Write the data below out exactly as it stands. Do not include the pictures.

◆ ◆ ◆ ◆ ◆ ◆ ◆

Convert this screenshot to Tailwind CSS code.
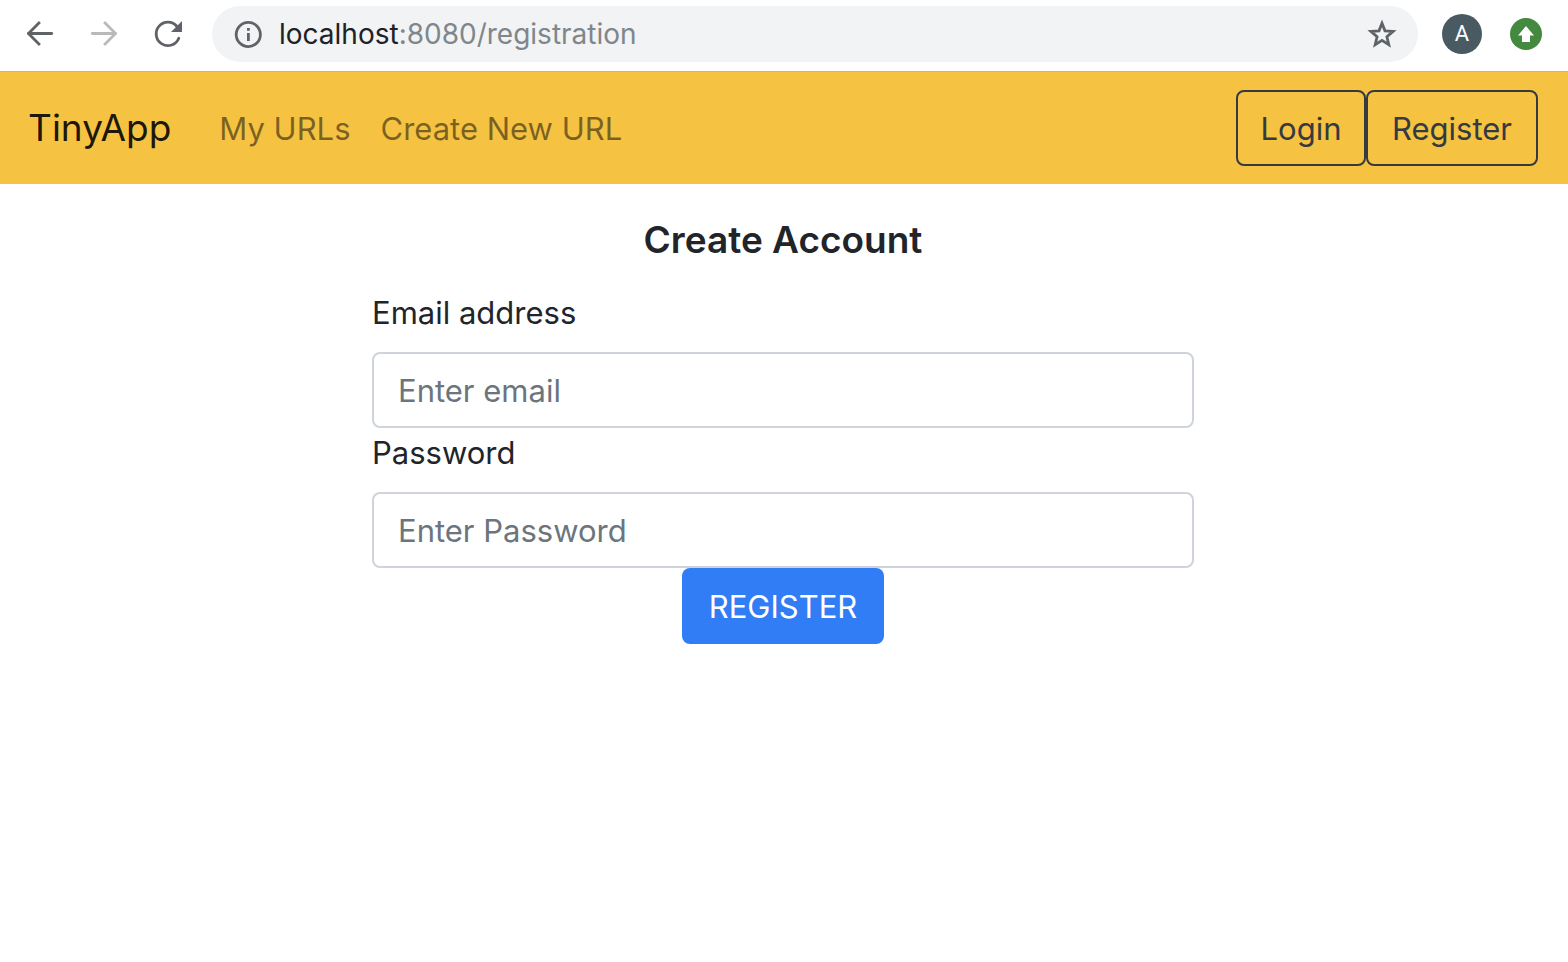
<!DOCTYPE html>
<html lang="en">
<head>
<meta charset="utf-8">
<meta name="viewport" content="width=device-width, initial-scale=1">
<title>TinyApp</title>
<script src="https://cdn.jsdelivr.net/npm/@tailwindcss/browser@4"></script>
</head>
<body class="min-h-screen bg-white font-['Inter',sans-serif] text-[31px] leading-[50px] text-[#212529]">
<header class="flex h-[72px] items-center border-b border-[#b6b6b6] pt-0 pr-[26px] pb-[3px] pl-6">
  <button type="button" aria-label="Back" class="mr-8 flex size-8 items-center justify-center">
    <svg class="size-8" viewBox="0 0 32 32" fill="none" stroke="#5f6368" stroke-width="2.8" stroke-linecap="round" stroke-linejoin="round"><path d="M27.7 15.5H4.5"/><path d="M15.9 4.1L4.5 15.5l11.4 11.4" stroke-linecap="butt"/></svg>
  </button>
  <button type="button" aria-label="Forward" class="mr-8 flex size-8 items-center justify-center">
    <svg class="size-8" viewBox="0 0 32 32" fill="none" stroke="#bababa" stroke-width="2.8" stroke-linecap="round" stroke-linejoin="round"><path d="M4.3 15.5h23.2"/><path d="M16.1 4.1l11.4 11.4-11.4 11.4" stroke-linecap="butt"/></svg>
  </button>
  <button type="button" aria-label="Reload" class="mr-7 flex size-8 items-center justify-center">
    <svg class="size-8" viewBox="0 0 32 32"><path d="M26.8 20.2A11.7 11.7 0 1 1 25 8.5" fill="none" stroke="#5f6368" stroke-width="2.8" stroke-linecap="round"/><path d="M30 3v11H19z" fill="#5f6368"/></svg>
  </button>
  <div class="flex h-14 flex-1 items-center rounded-full bg-[#f1f3f4] pr-5 pl-5">
    <svg class="mr-3 size-8 shrink-0" viewBox="0 0 32 32"><circle cx="16.3" cy="16.5" r="12.1" fill="none" stroke="#5f6368" stroke-width="2.8"/><path d="M15 10h2.8v2.7H15zM15 15h2.8v8H15z" fill="#5f6368"/></svg>
    <p class="flex-1 pl-[3px] text-[28px] leading-8 text-[#80868b]"><span class="text-[#202124]">localhost</span>:8080/registration</p>
    <button type="button" aria-label="Bookmark this page" class="size-8">
      <svg class="size-8" viewBox="0 0 32 32"><path d="M16 5.3l3 7.5 8.1.6-6.2 5.3 1.9 8L16 22.4l-6.8 4.3 1.9-8-6.2-5.3 8.1-.6z" fill="none" stroke="#5f6368" stroke-width="2.8"/></svg>
    </button>
  </div>
  <button type="button" aria-label="Profile A" class="ml-6 size-10 rounded-full bg-[#495a62] font-['Roboto',sans-serif] text-[22px] leading-10 text-white">A</button>
  <button type="button" aria-label="Update available" class="ml-7 size-8">
    <svg class="size-8" viewBox="0 0 32 32"><circle cx="16" cy="16" r="16" fill="#43893f"/><path d="M16 8l8 9.5h-4V24h-8v-6.5H8z" fill="#fff"/></svg>
  </button>
</header>
<nav class="flex h-28 items-center bg-[#f5c242] pr-[30px] pl-7">
  <a href="#" class="text-[37px] leading-[60px] text-black/90">TinyApp</a>
  <a href="#" class="ml-12 pt-0.5 text-black/50">My URLs</a>
  <a href="#" class="ml-[30px] pt-0.5 text-black/50">Create New URL</a>
  <div class="ml-auto flex text-[#343a40]">
    <button type="button" class="h-[76px] w-[130px] rounded-lg border-2 border-[#343a40] pt-0.5">Login</button>
    <button type="button" class="h-[76px] w-[172px] rounded-lg border-2 border-[#343a40] pt-0.5">Register</button>
  </div>
</nav>
<main class="pt-8 pr-0.5">
  <form class="mx-auto flex w-full max-w-[822px] flex-col">
    <h1 class="mb-6 text-center text-[37px] leading-[48px] font-semibold">Create Account</h1>
    <label for="email" class="mb-3.5">Email address</label>
    <input id="email" type="email" placeholder="Enter email" class="h-[76px] w-full rounded-lg border-2 border-[#ced4da] px-6 placeholder:text-[#6c757d]">
    <label for="password" class="mb-3.5">Password</label>
    <input id="password" type="password" placeholder="Enter Password" class="h-[76px] w-full rounded-lg border-2 border-[#ced4da] px-6 placeholder:text-[#6c757d]">
    <button type="submit" class="h-[76px] self-center rounded-lg bg-[#317df6] px-[27px] pt-0.5 text-white">REGISTER</button>
  </form>
</main>
</body>
</html>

◆ ◆ ◆ ◆ ◆ ◆ ◆

- Solution for this problem
Convert this screenshot to Tailwind CSS code.
<!DOCTYPE html>
<html lang="en">
<head>
<meta charset="utf-8">
<meta name="viewport" content="width=device-width, initial-scale=1">
<title>TinyApp</title>
<script src="https://cdn.jsdelivr.net/npm/@tailwindcss/browser@4"></script>
</head>
<body class="min-h-screen bg-white font-['Inter',sans-serif] text-[31px] leading-[50px] text-[#212529]">
<header class="flex h-[72px] items-center border-b border-[#b6b6b6] pt-0 pr-[26px] pb-[3px] pl-6">
  <button type="button" aria-label="Back" class="mr-8 flex size-8 items-center justify-center">
    <svg class="size-8" viewBox="0 0 32 32" fill="none" stroke="#5f6368" stroke-width="2.8" stroke-linecap="round" stroke-linejoin="round"><path d="M27.7 15.5H4.5"/><path d="M15.9 4.1L4.5 15.5l11.4 11.4" stroke-linecap="butt"/></svg>
  </button>
  <button type="button" aria-label="Forward" class="mr-8 flex size-8 items-center justify-center">
    <svg class="size-8" viewBox="0 0 32 32" fill="none" stroke="#bababa" stroke-width="2.8" stroke-linecap="round" stroke-linejoin="round"><path d="M4.3 15.5h23.2"/><path d="M16.1 4.1l11.4 11.4-11.4 11.4" stroke-linecap="butt"/></svg>
  </button>
  <button type="button" aria-label="Reload" class="mr-7 flex size-8 items-center justify-center">
    <svg class="size-8" viewBox="0 0 32 32"><path d="M26.8 20.2A11.7 11.7 0 1 1 25 8.5" fill="none" stroke="#5f6368" stroke-width="2.8" stroke-linecap="round"/><path d="M30 3v11H19z" fill="#5f6368"/></svg>
  </button>
  <div class="flex h-14 flex-1 items-center rounded-full bg-[#f1f3f4] pr-5 pl-5">
    <svg class="mr-3 size-8 shrink-0" viewBox="0 0 32 32"><circle cx="16.3" cy="16.5" r="12.1" fill="none" stroke="#5f6368" stroke-width="2.8"/><path d="M15 10h2.8v2.7H15zM15 15h2.8v8H15z" fill="#5f6368"/></svg>
    <p class="flex-1 pl-[3px] text-[28px] leading-8 text-[#80868b]"><span class="text-[#202124]">localhost</span>:8080/registration</p>
    <button type="button" aria-label="Bookmark this page" class="size-8">
      <svg class="size-8" viewBox="0 0 32 32"><path d="M16 5.3l3 7.5 8.1.6-6.2 5.3 1.9 8L16 22.4l-6.8 4.3 1.9-8-6.2-5.3 8.1-.6z" fill="none" stroke="#5f6368" stroke-width="2.8"/></svg>
    </button>
  </div>
  <button type="button" aria-label="Profile A" class="ml-6 size-10 rounded-full bg-[#495a62] font-['Roboto',sans-serif] text-[22px] leading-10 text-white">A</button>
  <button type="button" aria-label="Update available" class="ml-7 size-8">
    <svg class="size-8" viewBox="0 0 32 32"><circle cx="16" cy="16" r="16" fill="#43893f"/><path d="M16 8l8 9.5h-4V24h-8v-6.5H8z" fill="#fff"/></svg>
  </button>
</header>
<nav class="flex h-28 items-center bg-[#f5c242] pr-[30px] pl-7">
  <a href="#" class="text-[37px] leading-[60px] text-black/90">TinyApp</a>
  <a href="#" class="ml-12 pt-0.5 text-black/50">My URLs</a>
  <a href="#" class="ml-[30px] pt-0.5 text-black/50">Create New URL</a>
  <div class="ml-auto flex text-[#343a40]">
    <button type="button" class="h-[76px] w-[130px] rounded-lg border-2 border-[#343a40] pt-0.5">Login</button>
    <button type="button" class="h-[76px] w-[172px] rounded-lg border-2 border-[#343a40] pt-0.5">Register</button>
  </div>
</nav>
<main class="pt-8 pr-0.5">
  <form class="mx-auto flex w-full max-w-[822px] flex-col">
    <h1 class="mb-6 text-center text-[37px] leading-[48px] font-semibold">Create Account</h1>
    <label for="email" class="mb-3.5">Email address</label>
    <input id="email" type="email" placeholder="Enter email" class="h-[76px] w-full rounded-lg border-2 border-[#ced4da] px-6 placeholder:text-[#6c757d]">
    <label for="password" class="mb-3.5">Password</label>
    <input id="password" type="password" placeholder="Enter Password" class="h-[76px] w-full rounded-lg border-2 border-[#ced4da] px-6 placeholder:text-[#6c757d]">
    <button type="submit" class="h-[76px] self-center rounded-lg bg-[#317df6] px-[27px] pt-0.5 text-white">REGISTER</button>
  </form>
</main>
</body>
</html>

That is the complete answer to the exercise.